The film involved the completion of more than 1,200 visual effects shots, including the complex compositing of background and foreground plates and CG render layers for 3D assets, lighting and procedural effects. There were also motion vector tools to allow for the motion blur to be added in post, UV tools to reposition and remap textures, and finally relighting tools that could modify the animals, ambient occlusion and position passes to allow for atmosphere and grading adjustments throughout the compositing process.

== Reception ==
The film received mixed reviews. Review aggregator site Rotten Tomatoes surveyed five reviews from critics and judged 60% of them to be positive.
In Germany, the German Film and Media Evaluation gave it a positive rating, ranking it as "especially valuable" and writing that people of all ages will enjoy it. Director Regina Welker described the reception in Germany as "well received", and that "the kids loved it", but felt that the release of Frozen II took the attention off of Latte and the Magic Waterstone rather quickly.

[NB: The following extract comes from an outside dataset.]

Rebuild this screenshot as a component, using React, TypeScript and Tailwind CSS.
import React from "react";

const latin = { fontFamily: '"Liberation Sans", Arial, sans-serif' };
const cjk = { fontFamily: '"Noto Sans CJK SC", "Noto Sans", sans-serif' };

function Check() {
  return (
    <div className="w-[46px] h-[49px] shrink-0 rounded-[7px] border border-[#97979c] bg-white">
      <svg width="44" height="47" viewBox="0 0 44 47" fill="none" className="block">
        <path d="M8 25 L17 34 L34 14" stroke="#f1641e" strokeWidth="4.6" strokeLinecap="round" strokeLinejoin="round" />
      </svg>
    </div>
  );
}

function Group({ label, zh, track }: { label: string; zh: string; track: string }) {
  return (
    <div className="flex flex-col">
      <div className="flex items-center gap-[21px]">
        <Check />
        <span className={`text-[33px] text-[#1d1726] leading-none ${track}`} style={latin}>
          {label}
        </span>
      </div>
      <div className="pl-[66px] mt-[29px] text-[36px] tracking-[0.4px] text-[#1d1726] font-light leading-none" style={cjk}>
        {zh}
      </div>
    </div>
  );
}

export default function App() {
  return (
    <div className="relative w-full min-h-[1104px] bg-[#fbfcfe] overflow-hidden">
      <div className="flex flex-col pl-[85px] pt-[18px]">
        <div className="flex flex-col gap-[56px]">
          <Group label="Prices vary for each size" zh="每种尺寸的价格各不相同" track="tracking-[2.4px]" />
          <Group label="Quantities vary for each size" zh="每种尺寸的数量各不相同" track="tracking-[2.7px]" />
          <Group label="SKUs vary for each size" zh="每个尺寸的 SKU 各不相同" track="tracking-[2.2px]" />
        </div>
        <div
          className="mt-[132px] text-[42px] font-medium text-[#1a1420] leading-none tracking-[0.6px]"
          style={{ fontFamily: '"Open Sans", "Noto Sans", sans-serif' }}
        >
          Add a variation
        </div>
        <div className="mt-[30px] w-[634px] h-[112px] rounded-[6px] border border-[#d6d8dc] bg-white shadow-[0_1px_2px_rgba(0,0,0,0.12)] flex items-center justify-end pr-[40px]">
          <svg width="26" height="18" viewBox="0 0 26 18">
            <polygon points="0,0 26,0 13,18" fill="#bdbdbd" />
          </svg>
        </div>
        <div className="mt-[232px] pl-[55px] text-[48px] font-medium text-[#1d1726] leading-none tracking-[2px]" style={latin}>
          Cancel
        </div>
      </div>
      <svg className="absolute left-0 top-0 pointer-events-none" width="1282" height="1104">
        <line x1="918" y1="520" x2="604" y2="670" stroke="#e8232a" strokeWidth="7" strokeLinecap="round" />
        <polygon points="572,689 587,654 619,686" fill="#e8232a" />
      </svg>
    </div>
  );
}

Maya Phillips for The New York Times called the film "unimaginatively simple", writing that, "'Latte' doesn't want to scare off the tykes with too much big-kid politics, even though films like Wall-E and Zootopia have proved that more nuanced stories about society can work even in children's films. It's too bad too — Latte was looking a bit revolutionary, and a lot more fun, for a second." John Serba for Decider called the film "okay", writing, "you could do better, you could do worse." Phillips and Serba both criticized the animation and the simplistic, safe themes of the narrative, as well as a forgettable story. However, they noted that the film is enjoyable for small children, the film's target demographic.